As discourse becomes more and more popular, I increasingly find myself teleported to sone discourse forum via some link. And one of the first things I usually want to know is: Where am I? What is this forum about? And unless the site admins have done an exceptionally good job in formulating the essence of their site in a single sentence in site description (which is shown on the About page), it’s often not that easy to really understand what that forum is about.
How about adding a long site description field to the site settings and show it on the About page?
LOL, well, what I had in mind was not so much that the site description doesn’t get filled out (in my experience it usually does) but that it’s shortness is often not enough to convey what the forum really is about, especially when it’s something innovative/uncommon. For two reasons:
It requires some thinking to boil down the essence of your seite into one sentence.
If the site owner comes up with something decent, chances are that it’s more of a slogan than an actual description.

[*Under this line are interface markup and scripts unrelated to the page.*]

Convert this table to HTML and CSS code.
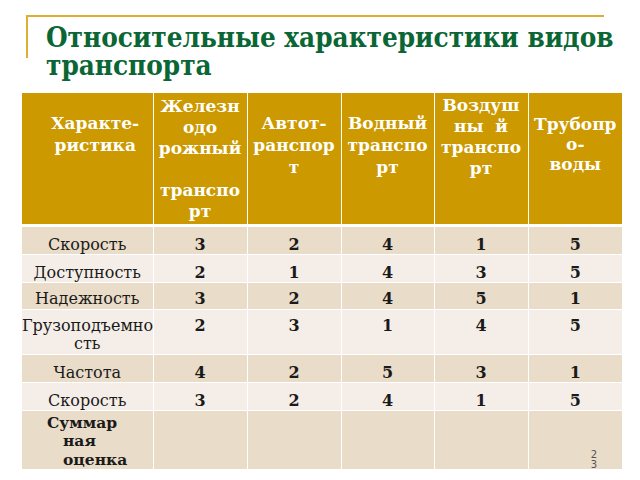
FILE: index.html
```html
<!DOCTYPE html>
<html lang="ru">
<head>
<meta charset="utf-8">
<title>Относительные характеристики видов транспорта</title>
<link rel="stylesheet" href="styles.css">
</head>
<body>
<div class="slide">
  <div class="frame">
    <h1 class="title">Относительные характеристики видов транспорта</h1>
  </div>
  <table class="grid">
    <colgroup>
      <col class="c-first"><col class="c-num"><col class="c-num"><col class="c-num3"><col class="c-num"><col class="c-num">
    </colgroup>
    <thead>
      <tr class="head">
        <th class="h h1">Характе-<br>ристика</th>
        <th class="h h2">Железн<br>одо<br>рожный<br>&nbsp;<br>транспо<br>рт</th>
        <th class="h h3">Автот-<br>ранспор<br>т</th>
        <th class="h h3">Водный<br>транспо<br>рт</th>
        <th class="h h5">Воздуш<br>ны&nbsp; й<br>транспо<br>рт</th>
        <th class="h h6">Трубопр<br>о-<br>воды</th>
      </tr>
    </thead>
    <tbody>
      <tr class="r dark r1"><td class="name">Скорость</td><td>3</td><td>2</td><td>4</td><td>1</td><td>5</td></tr>
      <tr class="r light r2"><td class="name">Доступность</td><td>2</td><td>1</td><td>4</td><td>3</td><td>5</td></tr>
      <tr class="r dark r3"><td class="name">Надежность</td><td>3</td><td>2</td><td>4</td><td>5</td><td>1</td></tr>
      <tr class="r light r4"><td class="name">Грузоподъемно<br>сть</td><td>2</td><td>3</td><td>1</td><td>4</td><td>5</td></tr>
      <tr class="r dark r5"><td class="name">Частота</td><td>4</td><td>2</td><td>5</td><td>3</td><td>1</td></tr>
      <tr class="r light r6"><td class="name">Скорость</td><td>3</td><td>2</td><td>4</td><td>1</td><td>5</td></tr>
      <tr class="r dark r7"><td class="total">Суммар<br>ная<br>оценка</td><td></td><td></td><td></td><td></td><td class="last"><div class="pagenum">2<br>3</div></td></tr>
    </tbody>
  </table>
</div>
</body>
</html>
```

FILE: styles.css
```css
html, body {
  margin: 0;
  padding: 0;
  background: #ffffff;
}

.slide {
  width: 640px;
  height: 480px;
  padding: 15px 0 0 0;
  box-sizing: border-box;
  overflow: hidden;
}

.frame {
  margin-left: 26px;
  width: 576px;
  height: 41px;
  border-top: 2px solid #dfb030;
  border-left: 2px solid #dfb030;
}

.title {
  margin: 0;
  padding: 7px 0 0 18px;
  font-family: "DejaVu Serif Condensed", "DejaVu Serif", serif;
  font-stretch: condensed;
  font-weight: bold;
  font-size: 27.6px;
  line-height: 28px;
  color: #0a6634;
  width: 590px;
}

.grid {
  margin: 35px 0 0 22px;
  width: 600px;
  table-layout: fixed;
  border-collapse: collapse;
  font-family: "DejaVu Serif", serif;
}

.c-first { width: 131px; }
.c-num { width: 94px; }
.c-num3 { width: 93px; }

.grid th, .grid td {
  border: 1px solid #ffffff;
  padding: 0;
  vertical-align: top;
  text-align: center;
}

.grid tr:first-child th { border-top: none; }
.grid th:first-child, .grid td:first-child { border-left: none; }
.grid th:last-child, .grid td:last-child { border-right: none; }
.grid tbody tr:last-child td { border-bottom: none; }

.head { height: 132px; }

.h {
  background: #cc9900;
  color: #ffffff;
  font-weight: bold;
  font-size: 17px;
  line-height: 22px;
  border-bottom: 3px solid #ffffff !important;
}

.h1 { padding: 19px 0 0 16px !important; }
.h2 { padding-top: 3px !important; line-height: 21px; }
.h3 { padding-top: 19px !important; }
.h5 { padding-top: 2px !important; line-height: 21px; }
.h6 { padding-top: 21px !important; line-height: 20px; }

.dark td { background: #e9dcc8; }
.light td { background: #f5eee8; }

.r td {
  font-size: 16px;
  line-height: 18px;
  font-weight: bold;
  color: #1a1a1a;
  padding-top: 9px;
}

.r td.name {
  font-weight: normal;
  font-size: 16px;
}

.r1 { height: 26px; }
.r2 { height: 27px; }
.r3 { height: 27px; }
.r4 { height: 45px; }
.r5 { height: 27px; }
.r6 { height: 28px; }
.r7 { height: 59px; }

.r3 td { padding-top: 7px; }
.r4 td { padding-top: 7px; }

.r td.total {
  text-align: left;
  padding: 3px 0 0 41px;
  text-indent: -16px;
  font-size: 15.5px;
  line-height: 18.5px;
}

.r td.last {
  vertical-align: bottom;
  text-align: right;
  padding: 0;
}

.pagenum {
  font-family: "DejaVu Sans", sans-serif;
  font-weight: normal;
  font-size: 10px;
  line-height: 10px;
  color: #555555;
  padding: 0 25px 0 0;
  margin-bottom: -1px;
}
```
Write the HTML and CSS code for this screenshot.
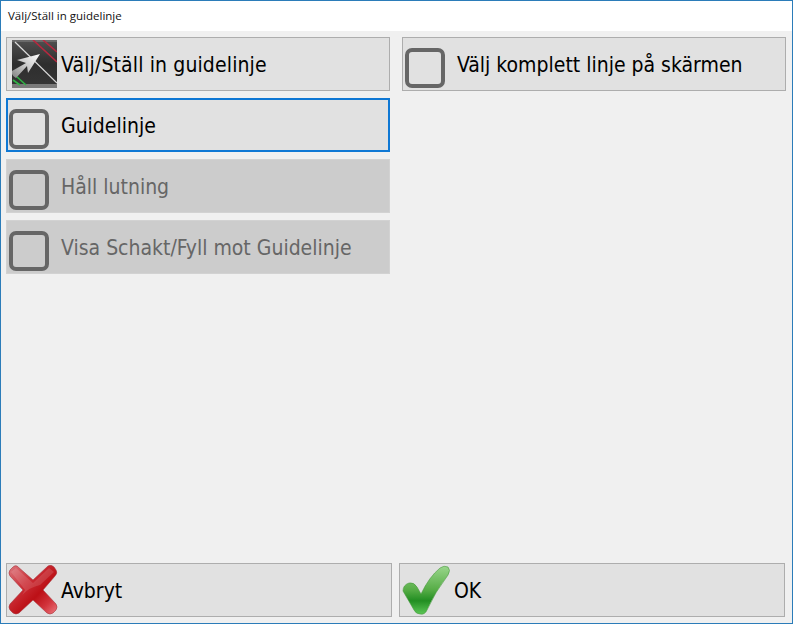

But even if the problem were that the short field doesn’t get filled out (or in a useless way), I would indeed think that there is at least a chance that the long field would get filled out. It’s so much easier to describe your seite in many words than to come up with an elevator pitch.
Any chance of getting the site description field to support HTML or at least weblinks? I figured the description on the about page would be a good place to link my users back to meta.discourse.org if they’re curious about the software
I’ll stick the link on the FAQ page for now. I think the nicest long term solution would probably be to add a similar “About” topic to the Staff category of new installations and insert the text into a section of the About page, the same way it’s done with the FAQ, TOS and Privacy Policy system-created topics.
The reason this happens is because the example is a bit old now. The template has changed in Discourse and so the snippet in my post is outdated (because it was based on the old template)
This is the main reason why we don’t recommend full template overrides, they require maintenance.
I’ve deleted the old post to prevent any further confusion about this.
The good news is that one of the changes made to that template recently introduces a new plugin-outlet that serves the same purpose.